- 2024/07/22 掲載
対ロ制裁すり抜け5分1減少、中国本土や香港経由の先端技術品
[香港/ワシントン 21日 ロイター] - 米商務省は、対ロシア制裁の一環である半導体やドローン部品など先端技術製品の輸出規制を巡り、中国や香港を経由した制裁すり抜け輸出が約5分の1減少したことをロイターに明らかにした。米国は中国と香港がロシアの主要調達経路とみて警戒を強めている。
米国と欧州連合(EU)はロシアがマイクロエレクトロニクスなど先端品目を兵器に使う可能性があると判断しており、米商務省産業安全保障局(BIS)が「共通の高度優先品目リスト(CHPL)」を導入して輸出を規制している。
匿名を条件に同省高官が明らかにしたところでは、今年1―5月の間に香港経由でロシアに輸出されたCHPL対象品は28%減少した。同時期に中国本土(香港を除く)を経由した輸出は19%減少した。こうしたデータが明らかになるのは初めて。
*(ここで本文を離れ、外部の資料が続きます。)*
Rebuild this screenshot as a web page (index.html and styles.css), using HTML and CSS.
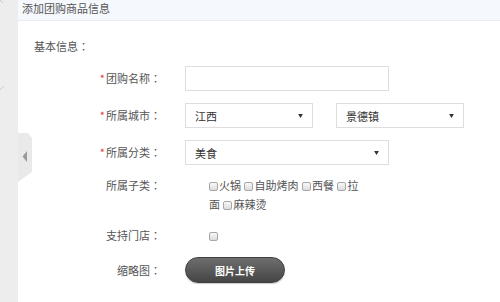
FILE: index.html
```html
<!DOCTYPE html>
<html lang="zh-CN">
<head>
  <meta charset="UTF-8" />
  <title>添加团购商品信息</title>
  <link rel="stylesheet" href="styles.css">
</head>
<body>
<div class="page">
  <aside class="sidebar">
    <svg width="18" height="302" viewBox="0 0 18 302">
      <path d="M0 0 L3 3" stroke="#c9c9c9" stroke-width="1" fill="none"/>
      <path d="M0 90 L4 86" stroke="#c9c9c9" stroke-width="1" fill="none"/>
    </svg>
  </aside>

  <main class="main">
    <div class="head">添加团购商品信息</div>
    <div class="body">
      <div class="section-title">基本信息<span class="colon" lang="zh-TW">：</span></div>

      <div class="form">
        <div class="row">
          <label class="label"><em>*</em>团购名称<span class="colon" lang="zh-TW">：</span></label>
          <div class="ctl"><input class="text" type="text"></div>
        </div>

        <div class="row">
          <label class="label"><em>*</em>所属城市<span class="colon" lang="zh-TW">：</span></label>
          <div class="ctl pair">
            <div class="select small"><span>江西</span><svg class="arrow" width="6" height="5" viewBox="0 0 6 5"><polygon points="0,0 6,0 3,5" fill="#333"/></svg></div>
            <div class="select small"><span>景德镇</span><svg class="arrow" width="6" height="5" viewBox="0 0 6 5"><polygon points="0,0 6,0 3,5" fill="#333"/></svg></div>
          </div>
        </div>

        <div class="row">
          <label class="label"><em>*</em>所属分类<span class="colon" lang="zh-TW">：</span></label>
          <div class="ctl"><div class="select wide"><span>美食</span><svg class="arrow" width="6" height="5" viewBox="0 0 6 5"><polygon points="0,0 6,0 3,5" fill="#333"/></svg></div></div>
        </div>

        <div class="row top">
          <label class="label">所属子类<span class="colon" lang="zh-TW">：</span></label>
          <div class="ctl checks">
            <span class="cb"></span>火锅 <span class="cb"></span>自助烤肉 <span class="cb"></span>西餐 <span class="cb"></span>拉<wbr>面 <span class="cb"></span>麻辣烫
          </div>
        </div>

        <div class="row">
          <label class="label">支持门店<span class="colon" lang="zh-TW">：</span></label>
          <div class="ctl checks single"><span class="cb first"></span></div>
        </div>

        <div class="row">
          <label class="label">缩略图<span class="colon" lang="zh-TW">：</span></label>
          <div class="ctl"><button class="upload">图片上传</button></div>
        </div>
      </div>
    </div>
  </main>

  <div class="toggle">
    <svg width="14" height="49" viewBox="0 0 14 49">
      <polygon points="0,0 10,0 14,5 14,39 0,49" fill="#e9e9e9"/>
      <polygon points="9,18 9,29 4.5,23.5" fill="#9a9a9a"/>
    </svg>
  </div>
</div>
</body>
</html>
```

FILE: styles.css
```css
* { box-sizing: border-box; }
body {
  margin: 0;
  background: #fff;
  font-family: "Noto Sans CJK SC", "Liberation Sans", sans-serif;
  font-size: 11px;
  color: #555;
}
.page {
  display: flex;
  height: 302px;
  width: 500px;
  overflow: hidden;
  position: relative;
}
.sidebar {
  width: 18px;
  flex: none;
  background: #ededed;
}
.sidebar svg { display: block; }
.main {
  flex: 1;
}
.head {
  height: 21px;
  line-height: 16px;
  padding: 0 0 0 4px;
  background: #f5f9fd;
  border-bottom: 1px solid #e6ecf1;
  color: #555;
  font-size: 11px;
}
.body {
  padding: 17px 0 0 16px;
}
.section-title {
  line-height: 16px;
}
.colon {
  font-family: "Noto Sans CJK TC", "Noto Sans CJK SC", sans-serif;
}
.form {
  margin-top: 12px;
  display: flex;
  flex-direction: column;
  gap: 12px;
}
.row {
  display: grid;
  grid-template-columns: 127px auto;
  column-gap: 24px;
  align-items: center;
}
.row.top { align-items: start; margin-top: -1px; }
.label {
  text-align: right;
  line-height: 19px;
  color: #555;
}
.label em {
  font-style: normal;
  color: #e4393c;
  margin-right: 1px;
}
.text {
  display: block;
  width: 204px;
  height: 25px;
  border: 1px solid #dedede;
  margin: 0;
  padding: 0 8px;
  outline: none;
}
.pair {
  display: flex;
  gap: 23px;
}
.select {
  display: flex;
  align-items: center;
  justify-content: space-between;
  height: 25px;
  border: 1px solid #dedede;
  padding: 0 9px 0 9px;
  color: #333;
}
.select.small { width: 128px; }
.select.wide { width: 204px; }
.select .arrow {
  display: block;
  width: 5px;
  height: 4px;
}
.checks {
  padding-left: 24px;
  width: 182px;
  line-height: 19px;
  color: #555;
}
.cb {
  display: inline-block;
  width: 9px;
  height: 9px;
  border: 1px solid #a7a7a7;
  border-radius: 2px;
  background: linear-gradient(#f8f8f8, #dcdcdc);
  margin: 0 1px 0 1px;
  vertical-align: -1px;
}
.cb.first, .checks .cb:first-child { margin-left: 0; }
.upload {
  display: block;
  width: 100px;
  height: 26px;
  border: 1px solid #3f3f3f;
  border-radius: 13px;
  background: linear-gradient(#6e6e6e, #454545);
  color: #fff;
  font-family: "Noto Sans CJK SC", sans-serif;
  font-size: 10px;
  font-weight: bold;
  padding: 0;
  box-shadow: 0 1px 1px rgba(0, 0, 0, 0.2);
}
.toggle {
  position: absolute;
  left: 18px;
  top: 133px;
}
.toggle svg { display: block; }
```
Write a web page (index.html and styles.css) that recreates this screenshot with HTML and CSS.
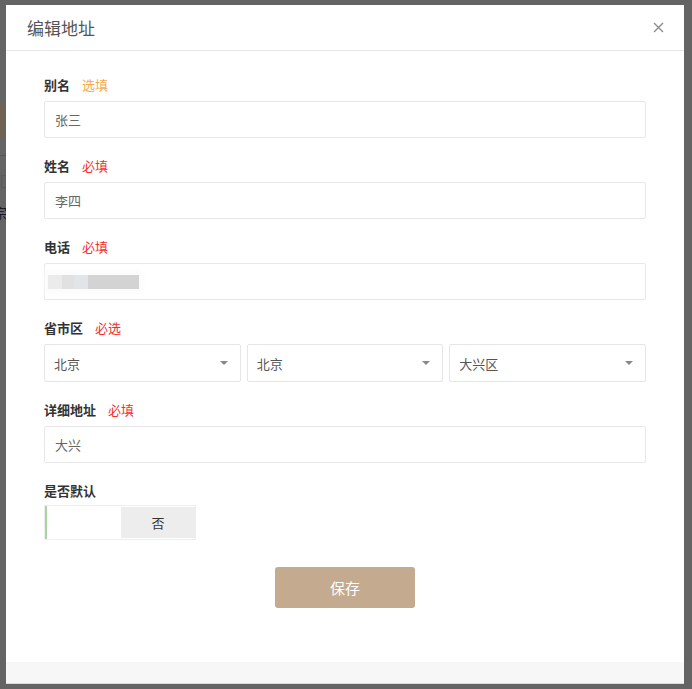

減少の背景には、米当局が積極的に取り締まっていることがある。また、CHPL対象製品を製造した企業のうち、製品の一部が中国や香港の港で最終的にロシアに至る船便に積み替えられてしまうという企業については、米当局が交渉に取り組んでおり、こうした積み重ねで対ロ制裁のすり抜けを減らしてきたという。
ただ、香港経由が依然、制裁すり抜けの国際的な「ハブ」となっている状況に変わりはない。
ワシントンに拠点を置く国際的な安全保障に関する非営利団体、米先端国防研究センター(C4ADS)によると、別の税関データでは、昨年8―12月に香港で法人登記した200社以上がロシアのバイヤーに約20億ドル相当の物品を出荷したことが明らかになっている。
香港自由委員会基金会(CFHK)が近く発表予定の報告書では、その時期に米エヌビディアやフランスのベクトラウェーブが手がけた高性能の先端半導体から、米テキサス・インスツルメンツ(TI)やインテルによる低性能の成熟品半導体まで計7億5000万ドル相当のCHPL対象品目が香港経由で出荷され、一部は制裁対象となっているロシア企業に出荷されたという。
同報告書を執筆したサミュエル・ビケット弁護士は「香港拠点の企業が機微に関わる技術や商品の移転を助長し、国際的な安全と安定を損なう事例が数多く明らかになった」と話している。